■ **What is being asked**: Skip every image and restate the data word for word.
══════════
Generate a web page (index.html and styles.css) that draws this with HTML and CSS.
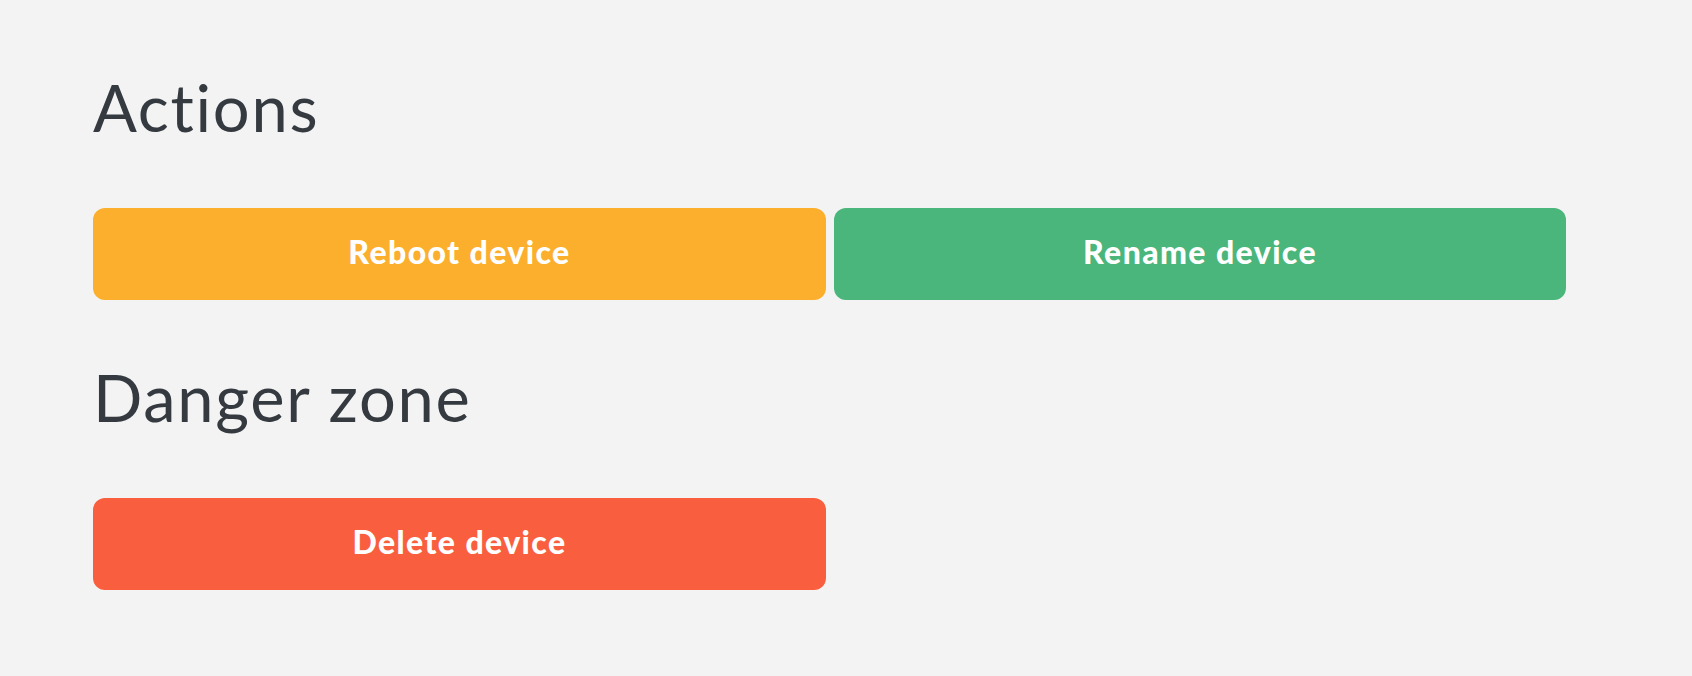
FILE: index.html
```html
<!DOCTYPE html>
<html lang="en">
<head>
<meta charset="utf-8">
<title>Device actions</title>
<link rel="stylesheet" href="styles.css">
</head>
<body>
<main class="page">
  <section class="section">
    <h1 class="section-title">Actions</h1>
    <div class="button-grid">
      <button class="btn btn-warning">Reboot device</button>
      <button class="btn btn-success">Rename device</button>
    </div>
  </section>
  <section class="section">
    <h1 class="section-title">Danger zone</h1>
    <div class="button-grid">
      <button class="btn btn-danger">Delete device</button>
    </div>
  </section>
</main>
</body>
</html>
```
FILE: styles.css
```css
html, body {
  margin: 0;
  padding: 0;
  background: #f3f3f3;
}

body {
  font-family: "Lato", "Open Sans", sans-serif;
  color: #343a3f;
  font-variant-ligatures: none;
}

.page {
  padding: 68px 0 0 93px;
  width: 1473px;
}

.section {
  display: flex;
  flex-direction: column;
}

.section + .section {
  margin-top: 58px;
}

.section-title {
  margin: 0 0 62px;
  font-size: 65px;
  font-weight: 400;
  line-height: 78px;
  letter-spacing: 1.7px;
}

.button-grid {
  display: grid;
  grid-template-columns: 733px 732px;
  column-gap: 8px;
}

.btn {
  height: 92px;
  border: none;
  border-radius: 12px;
  color: #ffffff;
  font-family: "Lato", "Open Sans", sans-serif;
  font-variant-ligatures: none;
  font-size: 32px;
  font-weight: 900;
  letter-spacing: 1.4px;
  cursor: pointer;
  padding: 0 0 5px;
}

.btn-warning { background: #fcaf2d; }
.btn-success { background: #4ab67b; }
.btn-danger { background: #f95f3e; }
```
══════════
■ **Result below**:
Generate a web page (index.html and styles.css) that draws this with HTML and CSS.
FILE: index.html
```html
<!DOCTYPE html>
<html lang="en">
<head>
<meta charset="utf-8">
<title>Device actions</title>
<link rel="stylesheet" href="styles.css">
</head>
<body>
<main class="page">
  <section class="section">
    <h1 class="section-title">Actions</h1>
    <div class="button-grid">
      <button class="btn btn-warning">Reboot device</button>
      <button class="btn btn-success">Rename device</button>
    </div>
  </section>
  <section class="section">
    <h1 class="section-title">Danger zone</h1>
    <div class="button-grid">
      <button class="btn btn-danger">Delete device</button>
    </div>
  </section>
</main>
</body>
</html>
```
FILE: styles.css
```css
html, body {
  margin: 0;
  padding: 0;
  background: #f3f3f3;
}

body {
  font-family: "Lato", "Open Sans", sans-serif;
  color: #343a3f;
  font-variant-ligatures: none;
}

.page {
  padding: 68px 0 0 93px;
  width: 1473px;
}

.section {
  display: flex;
  flex-direction: column;
}

.section + .section {
  margin-top: 58px;
}

.section-title {
  margin: 0 0 62px;
  font-size: 65px;
  font-weight: 400;
  line-height: 78px;
  letter-spacing: 1.7px;
}

.button-grid {
  display: grid;
  grid-template-columns: 733px 732px;
  column-gap: 8px;
}

.btn {
  height: 92px;
  border: none;
  border-radius: 12px;
  color: #ffffff;
  font-family: "Lato", "Open Sans", sans-serif;
  font-variant-ligatures: none;
  font-size: 32px;
  font-weight: 900;
  letter-spacing: 1.4px;
  cursor: pointer;
  padding: 0 0 5px;
}

.btn-warning { background: #fcaf2d; }
.btn-success { background: #4ab67b; }
.btn-danger { background: #f95f3e; }
```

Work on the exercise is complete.